◆ **Stated problem**
Only the number is wanted: how many lines contain the string "React"?

◆ **Source excerpt**

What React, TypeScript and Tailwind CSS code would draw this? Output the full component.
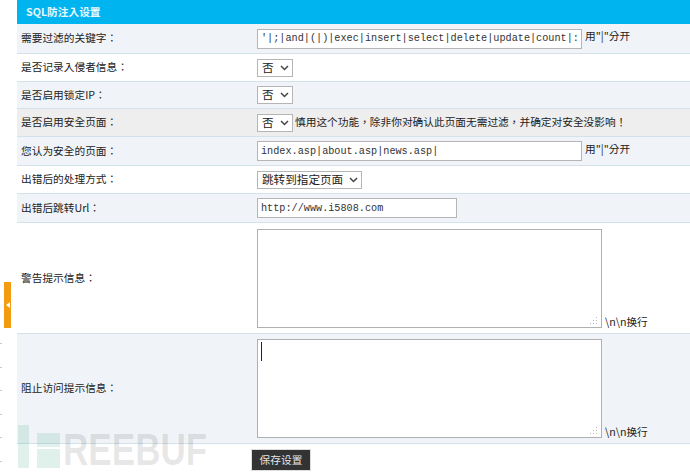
const CJK = "font-['Noto_Sans_CJK_TC',sans-serif]";
const MONO = "font-['Liberation_Mono','Noto_Sans_CJK_SC',monospace]";

function Row({ label, h, bg, children }: { label: string; h: string; bg: string; children: React.ReactNode }) {
  return (
    <div className={`flex items-center border-b border-[#d3e1ea] ${h} ${bg}`}>
      <div className="w-[240px] shrink-0 pl-1 text-[10.7px] leading-none text-[#222]">{label}</div>
      <div className="flex h-full flex-1 items-center">{children}</div>
    </div>
  );
}

function Select({ value, w }: { value: string; w: string }) {
  return (
    <div className={`flex h-[18px] items-center justify-between whitespace-nowrap border border-[#b5b5b5] bg-white pl-[4px] pr-[3px] text-[11.6px] leading-none text-[#222] ${w}`}>
      <span>{value}</span>
      <svg width="9" height="6" viewBox="0 0 9 6" fill="none" stroke="#444" strokeWidth="1.5">
        <path d="M1 1l3.5 3.5L8 1" />
      </svg>
    </div>
  );
}

function TextBox({ value, w }: { value: string; w: string }) {
  return (
    <input
      readOnly
      value={value}
      className={`h-[20px] border border-[#b5b5b5] bg-white pl-[3px] text-[10.2px] text-[#333] outline-none ${MONO} ${w}`}
    />
  );
}

function Area({ caret }: { caret?: boolean }) {
  return (
    <div className="relative h-[99px] w-[345px] border border-[#b0b0b0] bg-white">
      {caret && <div className="absolute left-[3px] top-[2px] h-[19px] w-px bg-[#222]" />}
      <svg className="absolute bottom-[2px] right-[3px]" width="8" height="8" viewBox="0 0 8 8" fill="#bbb">
        <rect x="6" y="0" width="1" height="1" />
        <rect x="3" y="3" width="1" height="1" />
        <rect x="6" y="3" width="1" height="1" />
        <rect x="0" y="6" width="1" height="1" />
        <rect x="3" y="6" width="1" height="1" />
        <rect x="6" y="6" width="1" height="1" />
      </svg>
    </div>
  );
}

export default function App() {
  return (
    <div className={`relative h-[475px] w-[690px] overflow-hidden bg-white pl-[17px] ${CJK}`}>
      {/* Collapse tab on the sidebar edge */}
      <div className="absolute left-[4px] top-[282px] flex h-[46px] w-[7px] items-center justify-center bg-[#f39c12]">
        <div className="h-0 w-0 border-y-[3px] border-r-[4px] border-y-transparent border-r-white" />
      </div>
      {/* Sidebar edge ticks */}
      <div className="absolute left-0 top-[343px] flex flex-col gap-[22.5px]">
        {[0, 1, 2, 3, 4, 5].map((i) => (
          <div key={i} className="h-px w-[2px] bg-[#ccc]" />
        ))}
      </div>

      <div className="flex h-[24px] items-center bg-[#00b4ef] pl-[9px] text-[10.7px] font-bold text-[#e8f8ff]">SQL防注入设置</div>

      <Row label="需要过滤的关键字：" h="h-[30px]" bg="bg-[#f0f4f8]">
        <TextBox value="'|;|and|(|)|exec|insert|select|delete|update|count|:" w="w-[325px]" />
        <span className="mb-[4px] ml-[3px] text-[10.7px] text-[#222]">用"|"分开</span>
      </Row>
      <Row label="是否记录入侵者信息：" h="h-[28px]" bg="bg-white">
        <Select value="否" w="w-[36px]" />
      </Row>
      <Row label="是否启用锁定IP：" h="h-[27px]" bg="bg-[#f0f4f8]">
        <Select value="否" w="w-[36px]" />
      </Row>
      <Row label="是否启用安全页面：" h="h-[28px]" bg="bg-[#eeeeee]">
        <Select value="否" w="w-[36px]" />
        <span className="ml-[2px] text-[10.7px] text-[#222]">慎用这个功能，除非你对确认此页面无需过滤，并确定对安全没影响！</span>
      </Row>
      <Row label="您认为安全的页面：" h="h-[29px]" bg="bg-[#f0f4f8]">
        <TextBox value="index.asp|about.asp|news.asp|" w="w-[325px]" />
        <span className="mb-[4px] ml-[3px] text-[10.7px] text-[#222]">用"|"分开</span>
      </Row>
      <Row label="出错后的处理方式：" h="h-[28px]" bg="bg-white">
        <Select value="跳转到指定页面" w="w-[105px]" />
      </Row>
      <Row label="出错后跳转Url：" h="h-[29px]" bg="bg-[#f0f4f8]">
        <TextBox value="http://www.i5808.com" w="w-[200px]" />
      </Row>
      <Row label="警告提示信息：" h="h-[111px]" bg="bg-white">
        <Area />
        <span className="ml-[3px] mt-[88px] text-[10.7px] text-[#222]">\n\n换行</span>
      </Row>
      <Row label="阻止访问提示信息：" h="h-[110px]" bg="bg-[#f0f4f8]">
        <Area caret />
        <span className="ml-[3px] mt-[88px] text-[10.7px] text-[#222]">\n\n换行</span>
      </Row>

      <div className="ml-[234px] mt-[5px] flex h-[22px] w-[60px] items-center justify-center border border-[#ddd] bg-[#333] text-[10.7px] text-[#e6e6e6]">保存设置</div>

      {/* Watermark */}
      <div className="pointer-events-none absolute left-[18px] top-[425px] h-[43px] w-[200px]">
        <div className="absolute left-0 top-0 h-[43px] w-[11px] bg-[#2f9e78]/15" />
        <div className="absolute left-[19px] top-[8px] h-[14px] w-[23px] bg-[#2f9e78]/15" />
        <div className="absolute left-[19px] top-[24px] h-[19px] w-[23px] bg-[#2f9e78]/15" />
        <span className="absolute left-[45px] top-[5px] origin-left scale-x-[0.78] whitespace-nowrap font-['Liberation_Sans',sans-serif] text-[45px] font-bold leading-[40px] text-black/10">REEBUF</span>
      </div>
    </div>
  );
}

◆ **Solution**
2